The pedal's unique feature is without a doubt the switch-less engage design. In short, the treadle is spring-loaded so when the pedal isn't in use it will flick right back to the heel down position. When the pedal is here it's off and in buffered bypass mode, when you begin to move the treadle the wah turns on (which is indicated by the on board LED). This is such a lovely feature, as it means you will never accidentally leave the pedal on, or fail to engage it at the right point. It's also cool to point out that the spring loaded feature allows you to use this wah as more than an effect, instead using it as a feature in a tune. Steve uses this to great effect in his classic tune, The Audience Is Listening. The only downside here is that when you switch on the wah there is a minute delay and you obviously have to start the wah on the lowest part of the sweep (which isn't really a bad thing).
The big feature not present on the original Bad Horsie pedal is the contour. This is best seen in the video, but basically it gives you double the wah for your money. The original Bad Horsie only has the built in sweep range, this pedal allows us to adjust the frequency range and level of the effect and then switch onto contour mode, using the switch on the left hand side of the pedal. This is pretty cool as it's easy to not like a wah and that be the end of it, but this facility allows you to tweak your wah, giving you everything from a ballsy mid-range quack, to an all out treble screech.
I have to say, I really like this wah as it gives you just a few more options than my current wah does. If you're looking for a pedal which you can make a feature in your playing and writing, this is probably the wah for you! Bravo Morley and Bravo Mr Vai!
In comparison to the Bad Horsie, Morley's Classic Wah might seem like a bit of a step down in terms of features. We have a treadle and an on/off switch - that's it. In my opinion, that doesn't really justify the size of this pedal, as most wahs that are this stripped down have the on/off switch below the treadle.

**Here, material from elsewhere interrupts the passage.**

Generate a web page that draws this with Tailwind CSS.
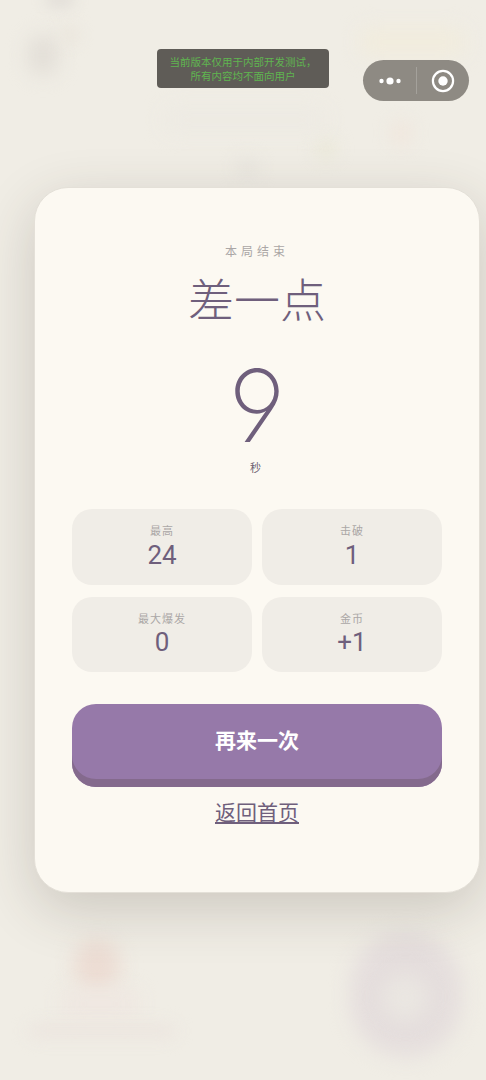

On the other hand, this does mean you can engage the wah in any position. As with the Bad Horsie, we have an LED to indicate the pedal is on. That's quite a cool feature as it allows you to find the "sweet spot" and leave the pedal there, then you can kick in the wah for that nasal half-cocked sound, or your all out Schenker vibe. Just remember though, you'll have to turn this wah on and then move over the treadle to begin rocking.
This wah is, by design, suited to the classic sound of the '70s where the wah was more associated with that "boom chicka wah waaaah" vibe you get on Parliament Funkadelic records, or from Hendrix when he's in full flow. It's not suited to the more flamboyant lead guitar style you find in the post '80's shred guitar style.
Aside from that, this is a great sounding wah and if it's your only option I don't think you'd be upset with it: it just doesn't offer as much as the Vai pedal. Then again, it is a good deal cheaper!
The way I look at it, this pedal would be a great buy if you needed a wah which is built to last and won't begin to crackle at an unexpected moment. Although of the two I'd pick this one if push came to shove, I appreciate that for the majority of players, this wah won't offer everything and they'll probably prefer the Bad Horsie II. It's nice to have the choice though, isn't it?